Despite the debate in the Senate, the most important moment in U.S. Iraq policy came two weeks ago when Secretary of Defense Bob Gates said he supports a “pause” in our drawdown once we reach the pre-surge level of 15 brigades. This means the internal administration and Pentagon debate has been resolved in favor of the pause. It is important to be certain that we aren’t losing any of our security gains as we draw down, and we’ll probably need 15 brigades to secure the crucial Oct. 1 provincial elections.
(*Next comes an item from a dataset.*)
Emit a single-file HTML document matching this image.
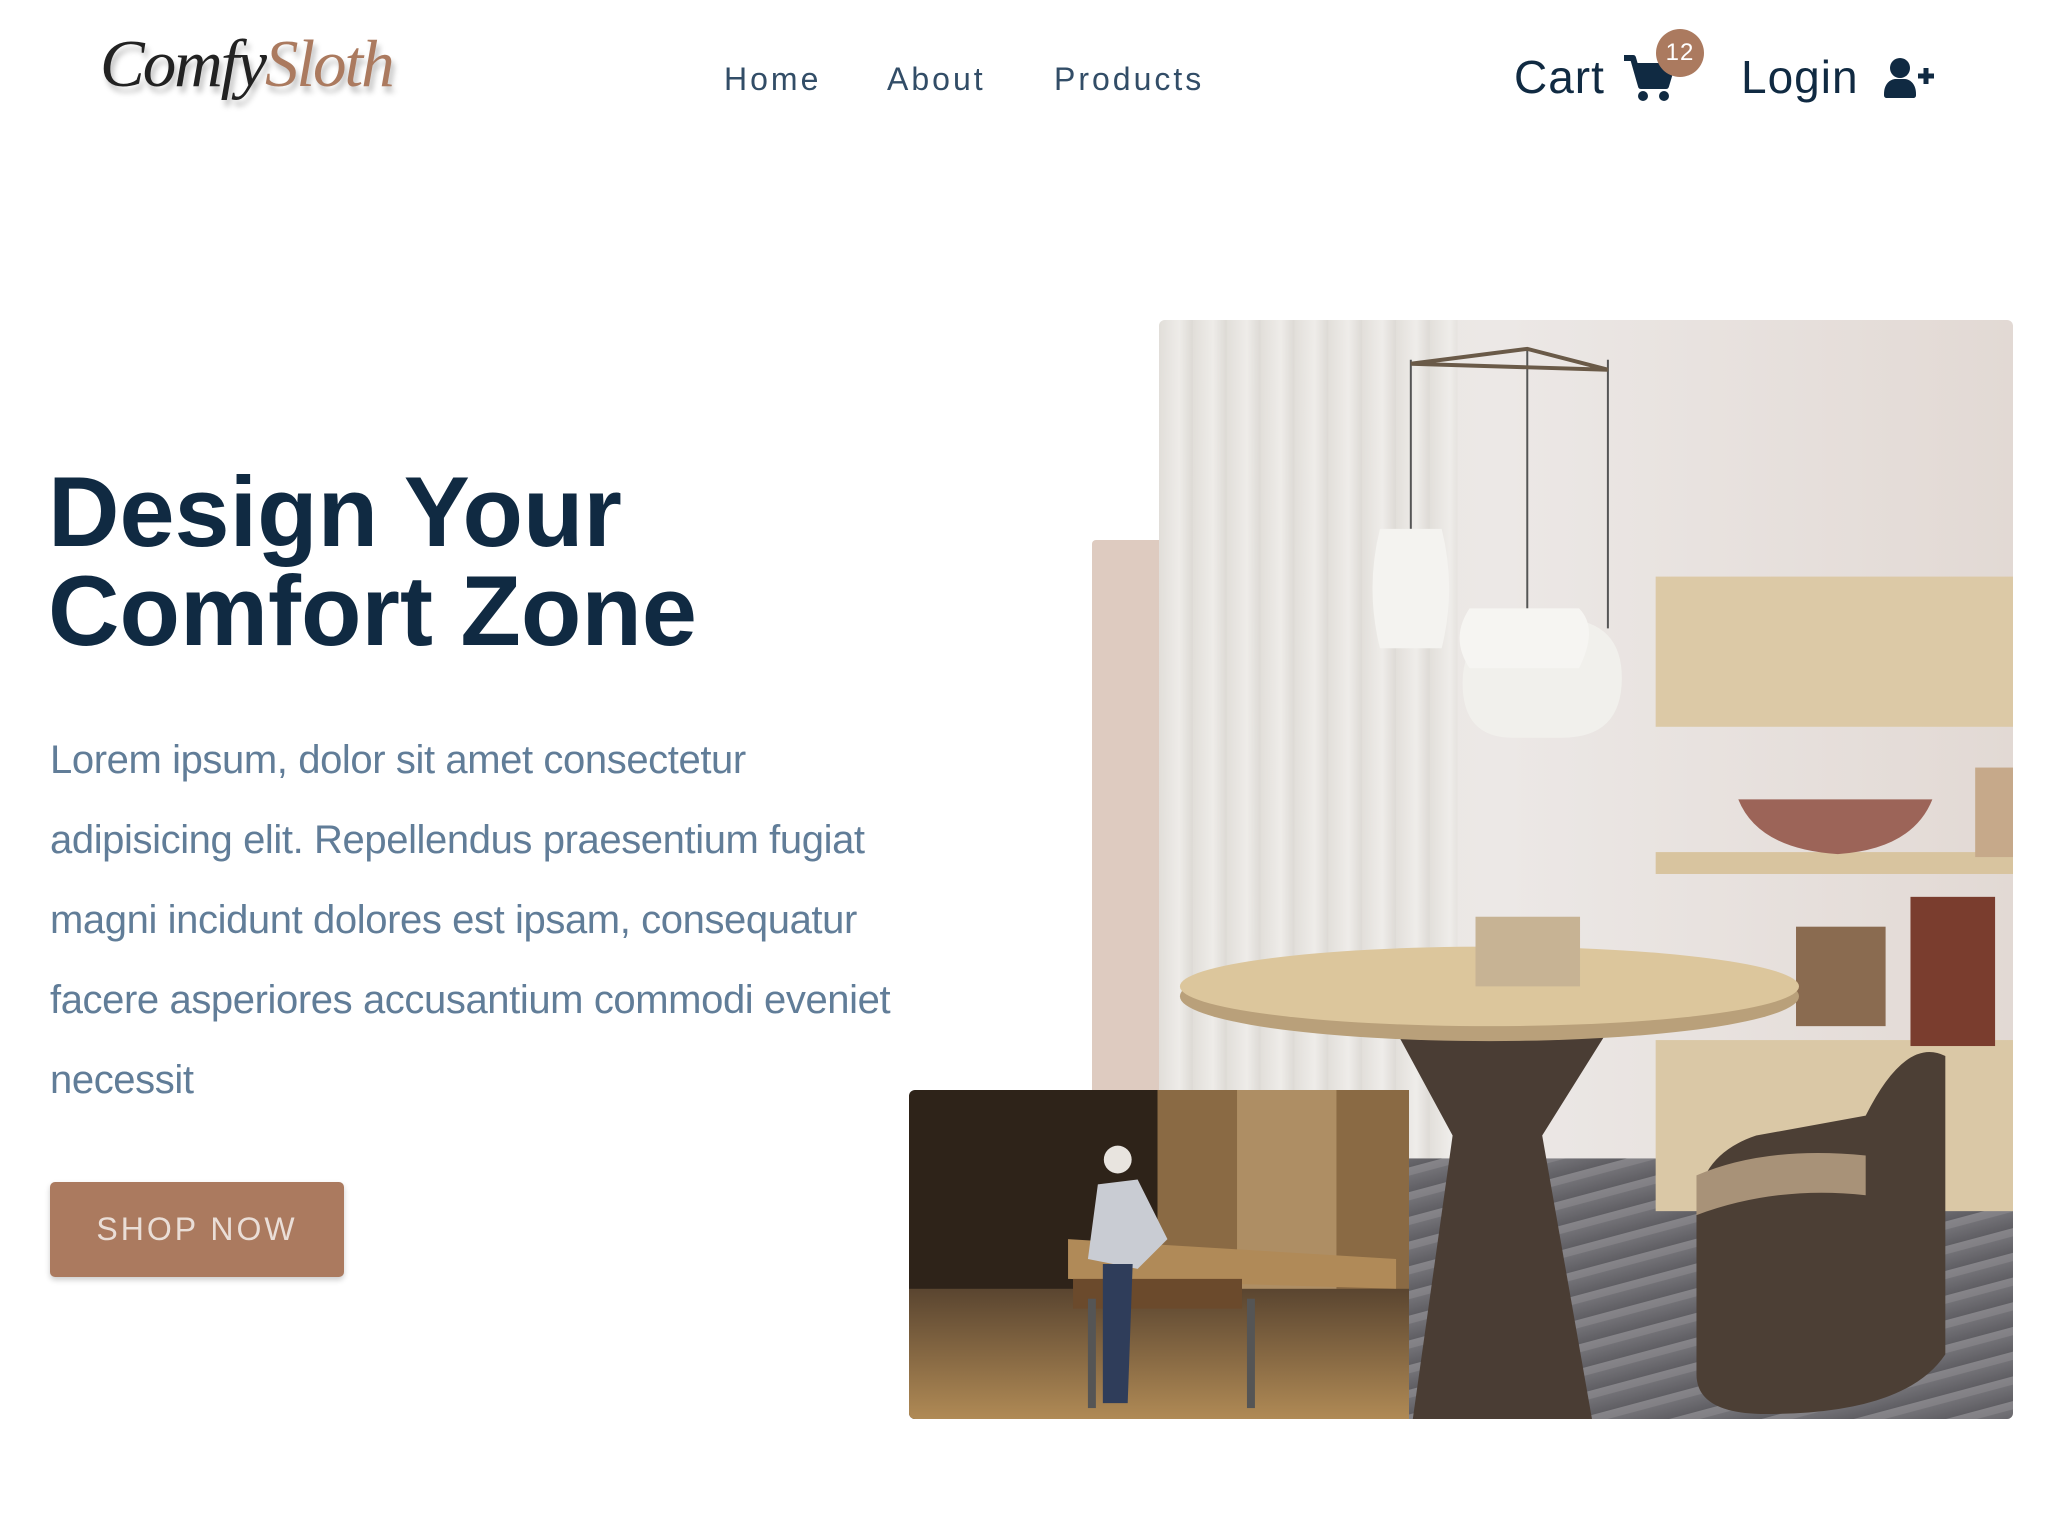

No one should underestimate the difficulties we still face in Iraq, a complex and dangerous country where our servicemen make incredible sacrifices every day. But we are clearly closer to success than we were a year ago. We would be in an even stronger position if half the American political spectrum weren’t bent on denying reality. Alas, the same people who were wrong about the surge a year ago are determined to remain wrong about it now.